Two hours more of walking brought us through Ausser-gschloss and Inner-gschloss, two groups of herdsmen's huts, tenanted only in summer, at the head of the Tauernthal. Midway between them lies a little chapel, cut into the solid rock for shelter from the avalanches. This lofty vale is indeed rightly named; for it is shut off from the rest of the world. The portal is a cliff down which the stream rushes in foam and thunder. On either hand rises a mountain wall. Within, the pasture is fresh and green, sprinkled with Alpine roses, and the pale river flows swiftly down between the rows of dark wooden houses. At the head of the vale towers the Gross-Venediger, with its glaciers and snow-fields dazzling white against the deep blue heaven. The murmur of the stream and the tinkle of the cow-bells and the jodelling of the herdsmen far up the slopes, make the music for the scene.

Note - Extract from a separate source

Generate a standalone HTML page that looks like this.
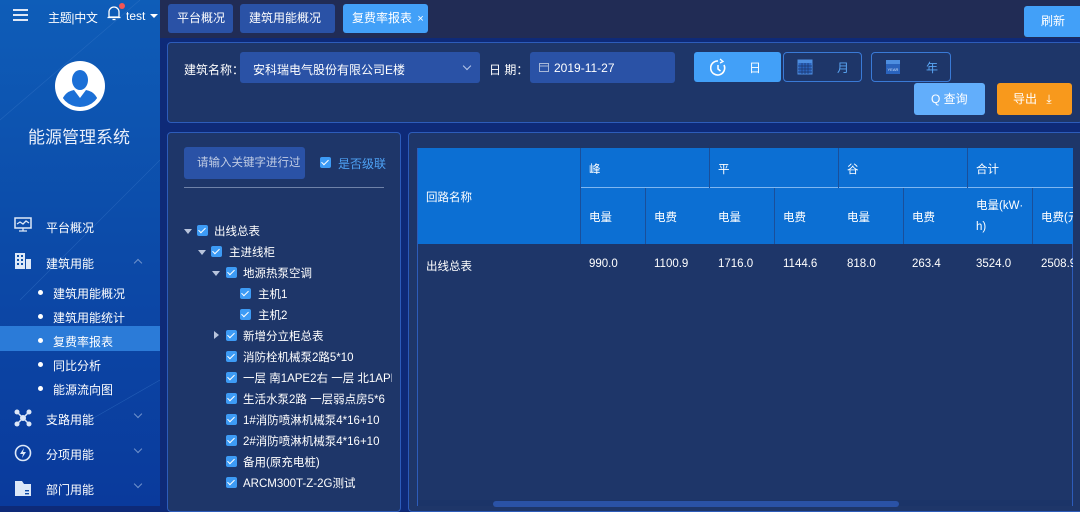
<!DOCTYPE html>
<html><head><meta charset="utf-8"><style>
*{margin:0;padding:0;box-sizing:border-box}
body{width:1080px;height:506px;overflow:hidden;background:#0e2a78;font-family:"Liberation Sans","Noto Sans CJK SC",sans-serif;font-size:12px;color:#fff;position:relative}
.a{position:absolute}
#side{left:0;top:0;width:160px;height:506px;background:linear-gradient(180deg,#0e5db8 0%,#0c4aa8 50%,#0a3a9c 100%)}
#top{left:160px;top:0;width:920px;height:38px;background:#212c55}
.tab{top:4px;height:29px;background:#2a52a6;border-radius:3px;line-height:29px;font-size:12px;padding-left:9px}
.panel{background:#1e3669;border:1px solid #2d5cba;border-radius:4px}
.mi{left:46px;font-size:12px}
.sub{left:53px;font-size:12px}
.dot{left:38px;width:5px;height:5px;border-radius:50%;background:#fff}
.cb{width:11px;height:11px;background:#3d9bf5;border-radius:2px}
.cb:after{content:"";position:absolute;left:3px;top:1px;width:3px;height:6px;border:solid #fff;border-width:0 1.5px 1.5px 0;transform:rotate(45deg)}
.tr{font-size:11.5px;color:#fff}
.tri{width:0;height:0;border-left:4px solid transparent;border-right:4px solid transparent;border-top:5px solid #b8c4dc}
.trr{width:0;height:0;border-top:4px solid transparent;border-bottom:4px solid transparent;border-left:5px solid #b8c4dc}
.th{background:#0c6fd3;color:#fff;font-size:11.5px}
.chev{width:6px;height:6px;border:solid #6f92cc;border-width:1px 1px 0 0}
</style></head><body>
<div id="side" class="a">
  <svg class="a" style="left:0;top:0" width="160" height="506"><g stroke="#3a78c8" stroke-width="0.6" opacity="0.5"><line x1="0" y1="120" x2="140" y2="0"/><line x1="20" y1="300" x2="160" y2="160"/><line x1="90" y1="420" x2="160" y2="380"/></g></svg>
  <div class="a" style="left:13px;top:9px;width:15px;height:1.5px;background:#dfe8f6;box-shadow:0 5px 0 #dfe8f6,0 10px 0 #dfe8f6"></div>
  <div class="a" style="left:48px;top:9px;font-size:12px;letter-spacing:-0.3px">主题|中文</div>
  <svg class="a" style="left:106px;top:5px" width="16" height="16"><path d="M3 12 L3 7 A5 5 0 0 1 13 7 L13 12 Z M1.5 12.5 H14.5 M6.5 14.5 H9.5" fill="none" stroke="#fff" stroke-width="1.3"/></svg>
  <div class="a" style="left:119px;top:3px;width:6px;height:6px;border-radius:50%;background:#f25656"></div>
  <div class="a" style="left:126px;top:9px;font-size:12px">test</div>
  <div class="a" style="left:150px;top:14px;border-left:4px solid transparent;border-right:4px solid transparent;border-top:4px solid #fff"></div>
  <svg class="a" style="left:54px;top:60px" width="52" height="52"><circle cx="26" cy="26" r="25" fill="#fff"/><clipPath id="c"><circle cx="26" cy="26" r="21"/></clipPath><g clip-path="url(#c)" fill="#1b6fd6"><ellipse cx="26" cy="20" rx="8" ry="10"/><path d="M6 48 Q8 32 20 30 L26 38 L32 30 Q44 32 46 48 Z"/></g></svg>
  <div class="a" style="left:28px;top:123px;font-size:17px;color:#e8eefa">能源管理系统</div>
  <svg class="a" style="left:14px;top:217px" width="18" height="16"><rect x="1" y="1" width="16" height="10" fill="none" stroke="#dde8f8" stroke-width="1.5"/><path d="M3 7 L6 5 L9 7 L12 4 L15 6 M5 14 H13 M9 11 V14" fill="none" stroke="#dde8f8" stroke-width="1.3"/></svg>
  <div class="a mi" style="top:219px">平台概况</div>
  <svg class="a" style="left:14px;top:252px" width="18" height="18"><rect x="1" y="1" width="10" height="16" fill="#dde8f8"/><rect x="12" y="7" width="5" height="10" fill="#dde8f8"/><g fill="#0c4fa8"><rect x="3" y="3" width="2" height="2"/><rect x="7" y="3" width="2" height="2"/><rect x="3" y="7" width="2" height="2"/><rect x="7" y="7" width="2" height="2"/><rect x="3" y="11" width="2" height="2"/><rect x="7" y="11" width="2" height="2"/></g></svg>
  <div class="a mi" style="top:255px">建筑用能</div>
  <div class="a chev" style="left:135px;top:260px;transform:rotate(-45deg)"></div>
  <div class="a dot" style="top:290px"></div><div class="a sub" style="top:285px">建筑用能概况</div>
  <div class="a dot" style="top:314px"></div><div class="a sub" style="top:309px">建筑用能统计</div>
  <div class="a" style="left:0;top:326px;width:160px;height:25px;background:#2b7bd8"></div>
  <div class="a dot" style="top:338px"></div><div class="a sub" style="top:333px">复费率报表</div>
  <div class="a dot" style="top:362px"></div><div class="a sub" style="top:357px">同比分析</div>
  <div class="a dot" style="top:386px"></div><div class="a sub" style="top:381px">能源流向图</div>
  <svg class="a" style="left:14px;top:409px" width="18" height="18"><g fill="#dde8f8"><circle cx="3" cy="3" r="2.5"/><circle cx="15" cy="3" r="2.5"/><circle cx="3" cy="15" r="2.5"/><circle cx="15" cy="15" r="2.5"/><circle cx="9" cy="9" r="3"/></g><path d="M3 3 L15 15 M15 3 L3 15" stroke="#dde8f8" stroke-width="1.5"/></svg>
  <div class="a mi" style="top:411px">支路用能</div>
  <div class="a chev" style="left:135px;top:411px;transform:rotate(135deg)"></div>
  <svg class="a" style="left:14px;top:444px" width="18" height="18"><circle cx="9" cy="9" r="7.5" fill="none" stroke="#dde8f8" stroke-width="1.6"/><path d="M10 4 L6 10 H9 L8 14 L12 8 H9 Z" fill="#dde8f8"/></svg>
  <div class="a mi" style="top:446px">分项用能</div>
  <div class="a chev" style="left:135px;top:446px;transform:rotate(135deg)"></div>
  <svg class="a" style="left:14px;top:479px" width="18" height="18"><path d="M1 2 H8 L10 5 H17 V17 H1 Z" fill="#dde8f8"/><rect x="11" y="11" width="4" height="1.4" fill="#0c4aa8"/><rect x="11" y="14" width="4" height="1.4" fill="#0c4aa8"/></svg>
  <div class="a mi" style="top:481px">部门用能</div>
  <div class="a chev" style="left:135px;top:481px;transform:rotate(135deg)"></div>
</div>
<div id="top" class="a"></div>
<div class="a tab" style="left:168px;width:65px">平台概况</div>
<div class="a tab" style="left:240px;width:95px">建筑用能概况</div>
<div class="a tab" style="left:343px;width:85px;background:#42a0f8">复费率报表 <span style="font-size:11px;margin-left:2px">×</span></div>
<div class="a" style="left:1024px;top:6px;width:60px;height:31px;background:#42a0f8;border-radius:3px;line-height:31px;padding-left:17px;font-size:12px">刷新</div>

<div class="a panel" style="left:167px;top:42px;width:916px;height:81px"></div>
<div class="a" style="left:184px;top:61px;font-size:12px">建筑名称：</div>
<div class="a" style="left:240px;top:52px;width:240px;height:31px;background:#2a52a6;border-radius:3px;padding:9px 0 0 13px;font-size:12px">安科瑞电气股份有限公司E楼</div>
<div class="a chev" style="left:464px;top:63px;transform:rotate(135deg);border-color:#b8c8e8"></div>
<div class="a" style="left:489px;top:61px;font-size:12px">日 期：</div>
<div class="a" style="left:530px;top:52px;width:145px;height:31px;background:#2a52a6;border-radius:3px;padding:9px 0 0 24px;font-size:12px">2019-11-27</div>
<svg class="a" style="left:539px;top:62px" width="10" height="10"><rect x="0.5" y="1.5" width="9" height="8" fill="none" stroke="#a8b8d8"/><line x1="0.5" y1="4" x2="9.5" y2="4" stroke="#a8b8d8"/></svg>
<div class="a" style="left:694px;top:52px;width:87px;height:30px;background:#42a0f8;border-radius:3px"></div>
<svg class="a" style="left:710px;top:58px" width="16" height="18"><path d="M8 3 A7 7 0 1 0 14 7" fill="none" stroke="#fff" stroke-width="1.6"/><path d="M8 7 V11 L10.5 13" fill="none" stroke="#fff" stroke-width="1.5"/><path d="M10 1 L13 3.5 L10 5" fill="none" stroke="#fff" stroke-width="1.3"/></svg>
<div class="a" style="left:749px;top:59px;font-size:12px">日</div>
<div class="a" style="left:783px;top:52px;width:79px;height:30px;border:1px solid #3a7ad6;border-radius:4px"></div>
<svg class="a" style="left:797px;top:58px" width="16" height="17"><rect x="1" y="2" width="14" height="14" fill="#2a63bd" stroke="#4d8ee0"/><rect x="1" y="2" width="14" height="3" fill="#4d8ee0"/><g stroke="#1e3669" stroke-width="0.7"><path d="M1 8 H15 M1 11 H15 M1 14 H15 M5 5 V16 M8 5 V16 M11 5 V16"/></g></svg>
<div class="a" style="left:837px;top:59px;font-size:12px;color:#5aa6f5">月</div>
<div class="a" style="left:871px;top:52px;width:80px;height:30px;border:1px solid #3a7ad6;border-radius:4px"></div>
<svg class="a" style="left:885px;top:58px" width="16" height="17"><rect x="1" y="2" width="14" height="14" fill="#2a63bd"/><rect x="1" y="2" width="14" height="4" fill="#4d8ee0"/><text x="2.5" y="13" font-size="4" fill="#cfe0f8" font-family="Liberation Sans">YEAR</text></svg>
<div class="a" style="left:926px;top:59px;font-size:12px;color:#5aa6f5">年</div>
<div class="a" style="left:914px;top:83px;width:71px;height:32px;background:#62aefb;border-radius:3px;line-height:32px;padding-left:17px;font-size:12px">Q 查询</div>
<div class="a" style="left:997px;top:83px;width:75px;height:32px;background:#f8991c;border-radius:3px;line-height:32px;padding-left:16px;font-size:12px">导出 <span style="margin-left:6px">⤓</span></div>

<div class="a panel" style="left:167px;top:132px;width:234px;height:380px"></div>
<div class="a" style="left:184px;top:147px;width:121px;height:32px;background:#2a52a6;border-radius:3px;line-height:32px;padding-left:13px;font-size:11.5px;color:#c0cce4;overflow:hidden;white-space:nowrap">请输入关键字进行过</div>
<div class="a cb" style="left:320px;top:157px"></div>
<div class="a" style="left:338px;top:155px;font-size:12px;color:#4ea2f5">是否级联</div>
<div class="a" style="left:184px;top:187px;width:200px;height:1px;background:#6f82a8"></div>

<div class="a tri" style="left:184px;top:229px"></div><div class="a cb" style="left:197px;top:225px"></div><div class="a tr" style="left:214px;top:223px">出线总表</div>
<div class="a tri" style="left:198px;top:250px"></div><div class="a cb" style="left:211px;top:246px"></div><div class="a tr" style="left:229px;top:244px">主进线柜</div>
<div class="a tri" style="left:212px;top:271px"></div><div class="a cb" style="left:226px;top:267px"></div><div class="a tr" style="left:243px;top:265px">地源热泵空调</div>
<div class="a cb" style="left:240px;top:288px"></div><div class="a tr" style="left:258px;top:286px">主机1</div>
<div class="a cb" style="left:240px;top:309px"></div><div class="a tr" style="left:258px;top:307px">主机2</div>
<div class="a trr" style="left:214px;top:331px"></div><div class="a cb" style="left:226px;top:330px"></div><div class="a tr" style="left:243px;top:328px">新增分立柜总表</div>
<div class="a cb" style="left:226px;top:351px"></div><div class="a tr" style="left:243px;top:349px">消防栓机械泵2路5*10</div>
<div class="a cb" style="left:226px;top:372px"></div><div class="a tr" style="left:243px;top:370px;width:149px;overflow:hidden;white-space:nowrap">一层 南1APE2右 一层 北1APE</div>
<div class="a cb" style="left:226px;top:393px"></div><div class="a tr" style="left:243px;top:391px">生活水泵2路 一层弱点房5*6</div>
<div class="a cb" style="left:226px;top:414px"></div><div class="a tr" style="left:243px;top:412px">1#消防喷淋机械泵4*16+10</div>
<div class="a cb" style="left:226px;top:435px"></div><div class="a tr" style="left:243px;top:433px">2#消防喷淋机械泵4*16+10</div>
<div class="a cb" style="left:226px;top:456px"></div><div class="a tr" style="left:243px;top:454px">备用(原充电桩)</div>
<div class="a cb" style="left:226px;top:477px"></div><div class="a tr" style="left:243px;top:475px">ARCM300T-Z-2G测试</div>

<div class="a panel" style="left:408px;top:132px;width:680px;height:380px"></div>
<div class="a" style="left:417px;top:148px;width:1px;height:358px;background:#2d5cba"></div>
<div class="a" style="left:1072px;top:148px;width:1px;height:358px;background:#2d5cba"></div>
<div class="a th" style="left:418px;top:148px;width:162px;height:96px;padding:41px 0 0 8px">回路名称</div>
<div class="a th" style="left:581px;top:148px;width:492px;height:39px"></div>
<div class="a" style="left:581px;top:187px;width:492px;height:1px;background:#7fb6f0"></div>
<div class="a" style="left:580px;top:148px;width:1px;height:96px;background:#1a4f9a"></div>
<div class="a" style="left:709px;top:148px;width:1px;height:96px;background:#1a4f9a"></div>
<div class="a" style="left:838px;top:148px;width:1px;height:96px;background:#1a4f9a"></div>
<div class="a" style="left:967px;top:148px;width:1px;height:96px;background:#1a4f9a"></div>
<div class="a" style="left:589px;top:161px;font-size:11.5px">峰</div>
<div class="a" style="left:718px;top:161px;font-size:11.5px">平</div>
<div class="a" style="left:847px;top:161px;font-size:11.5px">谷</div>
<div class="a" style="left:976px;top:161px;font-size:11.5px">合计</div>
<div class="a th" style="left:581px;top:188px;width:492px;height:56px"></div>
<div class="a" style="left:645px;top:188px;width:1px;height:56px;background:#1a4f9a"></div>
<div class="a" style="left:774px;top:188px;width:1px;height:56px;background:#1a4f9a"></div>
<div class="a" style="left:903px;top:188px;width:1px;height:56px;background:#1a4f9a"></div>
<div class="a" style="left:1032px;top:188px;width:1px;height:56px;background:#1a4f9a"></div>
<div class="a" style="left:589px;top:209px;font-size:11.5px">电量</div>
<div class="a" style="left:654px;top:209px;font-size:11.5px">电费</div>
<div class="a" style="left:718px;top:209px;font-size:11.5px">电量</div>
<div class="a" style="left:783px;top:209px;font-size:11.5px">电费</div>
<div class="a" style="left:847px;top:209px;font-size:11.5px">电量</div>
<div class="a" style="left:912px;top:209px;font-size:11.5px">电费</div>
<div class="a" style="left:976px;top:196px;font-size:11.5px;line-height:21px">电量(kW·<br>h)</div>
<div class="a" style="left:1041px;top:209px;font-size:11.5px;width:32px;overflow:hidden;white-space:nowrap">电费(元</div>
<div class="a" style="left:426px;top:258px;font-size:11.5px">出线总表</div>
<div class="a" style="left:589px;top:258px;font-size:11.5px">990.0</div>
<div class="a" style="left:654px;top:258px;font-size:11.5px">1100.9</div>
<div class="a" style="left:718px;top:258px;font-size:11.5px">1716.0</div>
<div class="a" style="left:783px;top:258px;font-size:11.5px">1144.6</div>
<div class="a" style="left:847px;top:258px;font-size:11.5px">818.0</div>
<div class="a" style="left:912px;top:258px;font-size:11.5px">263.4</div>
<div class="a" style="left:976px;top:258px;font-size:11.5px">3524.0</div>
<div class="a" style="left:1041px;top:258px;font-size:11.5px;width:32px;overflow:hidden;white-space:nowrap">2508.9</div>
<div class="a" style="left:418px;top:500px;width:654px;height:6px;background:#1b3468"></div>
<div class="a" style="left:493px;top:501px;width:406px;height:6px;background:#2a52a6;border-radius:3px"></div>
</body></html>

The path from Gschloss leads straight up to the foot of the dark pyramid of the Kesselkopf, and then in steep endless zig-zags along the edge of the great glacier. I saw, at first, the pinnacles of ice far above me, breaking over the face of the rock; then, after an hour's breathless climbing, I could look right into the blue crevasses; and at last, after another hour over soft snow-fields and broken rocks, I was at the Pragerhut, perched on the shoulder of the mountain, looking down upon the huge river of ice.
It was a magnificent view under the clear light of evening. Here in front of us, the Venediger with all his brother-mountains clustered about him; behind us, across the Tauern, the mighty chain of the Glockner against the eastern sky.
This is the frozen world. Here the Winter, driven back into his stronghold, makes his last stand against the Summer, in perpetual conflict, retreating by day to the mountain-peak, but creeping back at night in frost and snow to regain a little of his lost territory, until at last the Summer is wearied out, and the Winter sweeps down again to claim the whole valley for his own.